The line in the middle of the box, slightly to the left, is the median. The vertical line on the far left is the extreme minimum value, and the vertical line on the far right is the extreme maximum value. These are the smallest and the largest numbers in the data set. Finally, the line that extends horizontally from the extreme minimum to the extreme maximum represents the range of the data set.

You may also notice that the extreme minimum is pretty far away from the box, and the box is located farther to the right.
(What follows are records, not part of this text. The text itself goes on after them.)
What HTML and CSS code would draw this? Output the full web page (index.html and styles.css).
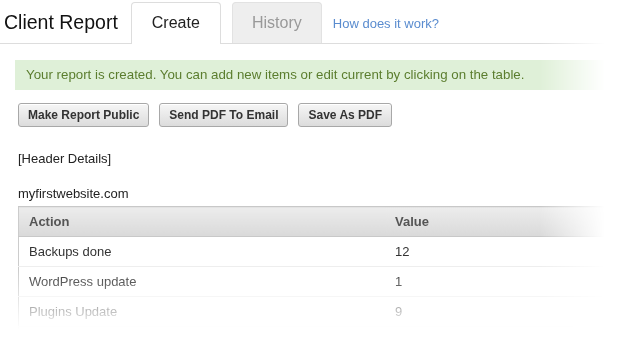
FILE: index.html
```html
<!DOCTYPE html>
<html lang="en">
<head>
    <meta charset="UTF-8">
    <meta name="viewport" content="width=device-width, initial-scale=1.0">
    <title>Client Report</title>
    <link rel="stylesheet" href="styles.css">
</head>
<body>
<div class="page">
    <header class="top">
        <h1>Client Report</h1>
        <nav class="tabs">
            <a class="tab active" href="#">Create</a>
            <a class="tab" href="#">History</a>
            <a class="help" href="#">How does it work?</a>
        </nav>
    </header>

    <div class="content">
        <div class="alert">Your report is created. You can add new items or edit current by clicking on the table.</div>

        <div class="actions">
            <button class="btn">Make Report Public</button>
            <button class="btn">Send PDF To Email</button>
            <button class="btn">Save As PDF</button>
        </div>

        <p class="details">[Header Details]</p>
        <p class="site">myfirstwebsite.com</p>

        <table class="report">
            <thead>
                <tr>
                    <th class="col-action">Action</th>
                    <th>Value</th>
                </tr>
            </thead>
            <tbody>
                <tr><td>Backups done</td><td>12</td></tr>
                <tr><td>WordPress update</td><td>1</td></tr>
                <tr><td>Plugins Update</td><td>9</td></tr>
                <tr><td>Themes Update</td><td>3</td></tr>
            </tbody>
        </table>
    </div>
</div>
</body>
</html>
```

FILE: styles.css
```css
body {
    margin: 0;
    padding: 0;
    background: #fff;
    color: #333;
    font-family: "Liberation Sans", Arial, sans-serif;
    overflow: hidden;
}

/* the screenshot fades out to the right and at the bottom */
.page {
    height: 358px;
    overflow: hidden;
    -webkit-mask-image: linear-gradient(to right, #000 540px, transparent 605px), linear-gradient(to bottom, #000 270px, transparent 330px);
    -webkit-mask-composite: source-in;
    mask-image: linear-gradient(to right, #000 540px, transparent 605px), linear-gradient(to bottom, #000 270px, transparent 330px);
    mask-composite: intersect;
}

.top {
    display: flex;
    align-items: flex-end;
    height: 43px;
    border-bottom: 1px solid #ddd;
}

h1 {
    margin: 0 13px 0 4px;
    align-self: center;
    font-size: 19.5px;
    font-weight: normal;
    color: #111;
    padding-top: 1px;
}

.tabs {
    display: flex;
    align-items: flex-end;
    gap: 11px;
}

.tab {
    display: block;
    width: 88px;
    height: 40px;
    line-height: 40px;
    text-align: center;
    font-size: 16px;
    text-decoration: none;
    color: #999;
    background: #eee;
    border: 1px solid #e2e2e2;
    border-bottom: none;
    border-radius: 4px 4px 0 0;
}

.tab.active {
    color: #222;
    background: #fff;
    border-color: #ddd;
    height: 41px;
    margin-bottom: -1px;
}

.help {
    align-self: center;
    margin-top: 1px;
    font-size: 13px;
    color: #5a8ccf;
    text-decoration: none;
}

.content {
    padding: 16px 0 0 18px;
}

.alert {
    margin-left: -3px;
    padding: 8px 11px;
    font-size: 13.3px;
    line-height: 14px;
    color: #5b7d2e;
    background: #dff0d8;
}

.actions {
    display: flex;
    gap: 10px;
    margin-top: 13px;
}

.btn {
    height: 24px;
    padding: 0 9px;
    font-family: "Liberation Sans", Arial, sans-serif;
    font-size: 12px;
    font-weight: bold;
    color: #333;
    background: linear-gradient(#f6f6f6, #dcdcdc);
    border: 1px solid #a8a8a8;
    border-radius: 3px;
    box-shadow: inset 0 1px 0 #fff;
}

.details,
.site {
    margin: 0;
    font-size: 13px;
    color: #222;
}

.details {
    margin-top: 24px;
}

.site {
    margin-top: 20px;
}

.report {
    width: 600px;
    margin-top: 5px;
    border-collapse: collapse;
    font-size: 13px;
    border-left: 1px solid #ccc;
}

.report th {
    height: 29px;
    padding: 0 10px;
    text-align: left;
    color: #555;
    background: linear-gradient(#ececec, #d9d9d9);
    border-top: 1px solid #c8c8c8;
    border-bottom: 1px solid #c8c8c8;
}

.report .col-action {
    width: 346px;
}

.report td {
    height: 29px;
    padding: 0 10px;
    border-bottom: 1px solid #eee;
}
```
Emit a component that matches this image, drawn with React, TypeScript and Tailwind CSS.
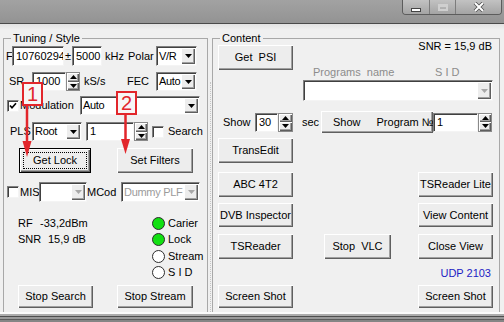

This means that the data is partially skewed and that the extreme minimum is an outlier.

Creating a Box Plot

Let's take another look at Isabel's data set:

3, 3, 7, 8, 7, 4, 4, 10, 1, 5, 1, 7, 2, 7, 9

To create a box plot, we need to find the quartiles and the minimum and maximum values. First, we need to order the data from least to greatest, like this:

1, 1, 2, 3, 3, 4, 4, 5, 7, 7, 7, 7, 8, 9, 10

Just by looking at this order, we can see that our extreme minimum, or our minimum value, is 1 and our extreme maximum, or our maximum value, is 10.

Now we need to find the median of this data set. Our median value is 5.

Now we need to find quartile 1 and quartile 3. Our first quartile is 3. Our third quartile is 7. Now we can use all of these points and plot them on our number line.